[BEGIN GIVEN MATERIAL]
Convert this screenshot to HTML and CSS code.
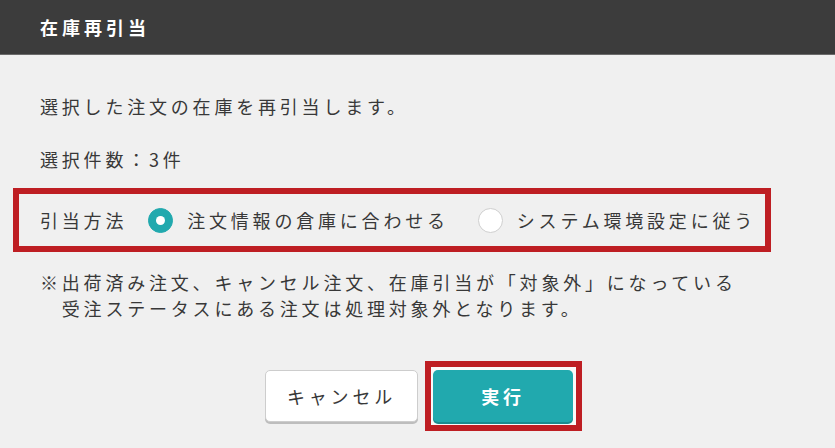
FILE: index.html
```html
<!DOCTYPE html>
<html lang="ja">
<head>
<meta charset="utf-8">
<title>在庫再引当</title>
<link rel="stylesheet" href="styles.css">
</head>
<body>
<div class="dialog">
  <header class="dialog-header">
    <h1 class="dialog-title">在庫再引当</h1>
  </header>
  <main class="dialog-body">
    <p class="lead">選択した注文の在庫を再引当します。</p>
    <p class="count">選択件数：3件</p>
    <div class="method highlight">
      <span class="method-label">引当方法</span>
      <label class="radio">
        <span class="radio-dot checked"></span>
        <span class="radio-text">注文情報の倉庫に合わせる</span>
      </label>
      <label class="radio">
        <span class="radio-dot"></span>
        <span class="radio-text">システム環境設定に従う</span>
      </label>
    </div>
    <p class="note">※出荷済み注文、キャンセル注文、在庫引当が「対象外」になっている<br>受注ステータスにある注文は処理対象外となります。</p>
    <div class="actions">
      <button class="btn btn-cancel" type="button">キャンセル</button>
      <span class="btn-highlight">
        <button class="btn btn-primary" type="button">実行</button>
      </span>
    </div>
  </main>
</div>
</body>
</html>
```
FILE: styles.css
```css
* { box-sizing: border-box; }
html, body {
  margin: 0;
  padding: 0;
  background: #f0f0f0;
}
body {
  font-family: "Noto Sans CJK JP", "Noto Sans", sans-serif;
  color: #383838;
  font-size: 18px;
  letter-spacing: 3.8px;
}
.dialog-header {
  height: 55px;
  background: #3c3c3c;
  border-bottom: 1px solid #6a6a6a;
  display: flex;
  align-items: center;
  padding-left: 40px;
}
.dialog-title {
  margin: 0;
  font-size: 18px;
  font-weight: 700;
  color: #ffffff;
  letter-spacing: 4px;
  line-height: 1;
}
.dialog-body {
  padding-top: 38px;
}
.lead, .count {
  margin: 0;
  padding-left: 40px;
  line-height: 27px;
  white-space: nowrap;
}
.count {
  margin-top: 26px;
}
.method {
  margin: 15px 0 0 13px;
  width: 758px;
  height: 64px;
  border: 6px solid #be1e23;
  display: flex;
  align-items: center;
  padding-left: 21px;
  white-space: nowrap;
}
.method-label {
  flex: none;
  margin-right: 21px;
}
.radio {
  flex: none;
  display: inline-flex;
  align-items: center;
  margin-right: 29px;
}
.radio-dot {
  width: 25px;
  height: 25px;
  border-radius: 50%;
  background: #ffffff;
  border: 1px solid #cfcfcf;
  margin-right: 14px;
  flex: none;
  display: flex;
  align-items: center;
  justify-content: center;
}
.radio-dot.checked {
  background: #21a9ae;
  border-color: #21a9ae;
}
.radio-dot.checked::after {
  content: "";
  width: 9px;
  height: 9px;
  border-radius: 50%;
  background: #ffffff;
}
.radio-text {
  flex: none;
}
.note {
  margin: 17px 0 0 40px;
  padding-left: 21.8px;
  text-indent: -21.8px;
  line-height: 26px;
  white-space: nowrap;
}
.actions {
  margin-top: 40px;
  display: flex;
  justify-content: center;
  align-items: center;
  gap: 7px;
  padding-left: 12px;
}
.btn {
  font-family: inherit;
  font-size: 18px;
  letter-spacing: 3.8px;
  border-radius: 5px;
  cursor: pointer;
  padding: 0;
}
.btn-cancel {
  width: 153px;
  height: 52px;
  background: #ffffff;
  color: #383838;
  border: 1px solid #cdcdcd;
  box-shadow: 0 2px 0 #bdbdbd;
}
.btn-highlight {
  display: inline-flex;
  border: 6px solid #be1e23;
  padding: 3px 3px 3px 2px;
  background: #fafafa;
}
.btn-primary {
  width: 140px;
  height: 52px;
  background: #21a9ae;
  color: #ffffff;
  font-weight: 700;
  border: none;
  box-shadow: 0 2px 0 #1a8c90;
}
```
[END GIVEN MATERIAL]
**GIVEN TASK:** Print out the lines exactly, skipping any picture.

**RESPONSE TO THIS EXERCISE:**
Convert this screenshot to HTML and CSS code.
FILE: index.html
```html
<!DOCTYPE html>
<html lang="ja">
<head>
<meta charset="utf-8">
<title>在庫再引当</title>
<link rel="stylesheet" href="styles.css">
</head>
<body>
<div class="dialog">
  <header class="dialog-header">
    <h1 class="dialog-title">在庫再引当</h1>
  </header>
  <main class="dialog-body">
    <p class="lead">選択した注文の在庫を再引当します。</p>
    <p class="count">選択件数：3件</p>
    <div class="method highlight">
      <span class="method-label">引当方法</span>
      <label class="radio">
        <span class="radio-dot checked"></span>
        <span class="radio-text">注文情報の倉庫に合わせる</span>
      </label>
      <label class="radio">
        <span class="radio-dot"></span>
        <span class="radio-text">システム環境設定に従う</span>
      </label>
    </div>
    <p class="note">※出荷済み注文、キャンセル注文、在庫引当が「対象外」になっている<br>受注ステータスにある注文は処理対象外となります。</p>
    <div class="actions">
      <button class="btn btn-cancel" type="button">キャンセル</button>
      <span class="btn-highlight">
        <button class="btn btn-primary" type="button">実行</button>
      </span>
    </div>
  </main>
</div>
</body>
</html>
```
FILE: styles.css
```css
* { box-sizing: border-box; }
html, body {
  margin: 0;
  padding: 0;
  background: #f0f0f0;
}
body {
  font-family: "Noto Sans CJK JP", "Noto Sans", sans-serif;
  color: #383838;
  font-size: 18px;
  letter-spacing: 3.8px;
}
.dialog-header {
  height: 55px;
  background: #3c3c3c;
  border-bottom: 1px solid #6a6a6a;
  display: flex;
  align-items: center;
  padding-left: 40px;
}
.dialog-title {
  margin: 0;
  font-size: 18px;
  font-weight: 700;
  color: #ffffff;
  letter-spacing: 4px;
  line-height: 1;
}
.dialog-body {
  padding-top: 38px;
}
.lead, .count {
  margin: 0;
  padding-left: 40px;
  line-height: 27px;
  white-space: nowrap;
}
.count {
  margin-top: 26px;
}
.method {
  margin: 15px 0 0 13px;
  width: 758px;
  height: 64px;
  border: 6px solid #be1e23;
  display: flex;
  align-items: center;
  padding-left: 21px;
  white-space: nowrap;
}
.method-label {
  flex: none;
  margin-right: 21px;
}
.radio {
  flex: none;
  display: inline-flex;
  align-items: center;
  margin-right: 29px;
}
.radio-dot {
  width: 25px;
  height: 25px;
  border-radius: 50%;
  background: #ffffff;
  border: 1px solid #cfcfcf;
  margin-right: 14px;
  flex: none;
  display: flex;
  align-items: center;
  justify-content: center;
}
.radio-dot.checked {
  background: #21a9ae;
  border-color: #21a9ae;
}
.radio-dot.checked::after {
  content: "";
  width: 9px;
  height: 9px;
  border-radius: 50%;
  background: #ffffff;
}
.radio-text {
  flex: none;
}
.note {
  margin: 17px 0 0 40px;
  padding-left: 21.8px;
  text-indent: -21.8px;
  line-height: 26px;
  white-space: nowrap;
}
.actions {
  margin-top: 40px;
  display: flex;
  justify-content: center;
  align-items: center;
  gap: 7px;
  padding-left: 12px;
}
.btn {
  font-family: inherit;
  font-size: 18px;
  letter-spacing: 3.8px;
  border-radius: 5px;
  cursor: pointer;
  padding: 0;
}
.btn-cancel {
  width: 153px;
  height: 52px;
  background: #ffffff;
  color: #383838;
  border: 1px solid #cdcdcd;
  box-shadow: 0 2px 0 #bdbdbd;
}
.btn-highlight {
  display: inline-flex;
  border: 6px solid #be1e23;
  padding: 3px 3px 3px 2px;
  background: #fafafa;
}
.btn-primary {
  width: 140px;
  height: 52px;
  background: #21a9ae;
  color: #ffffff;
  font-weight: 700;
  border: none;
  box-shadow: 0 2px 0 #1a8c90;
}
```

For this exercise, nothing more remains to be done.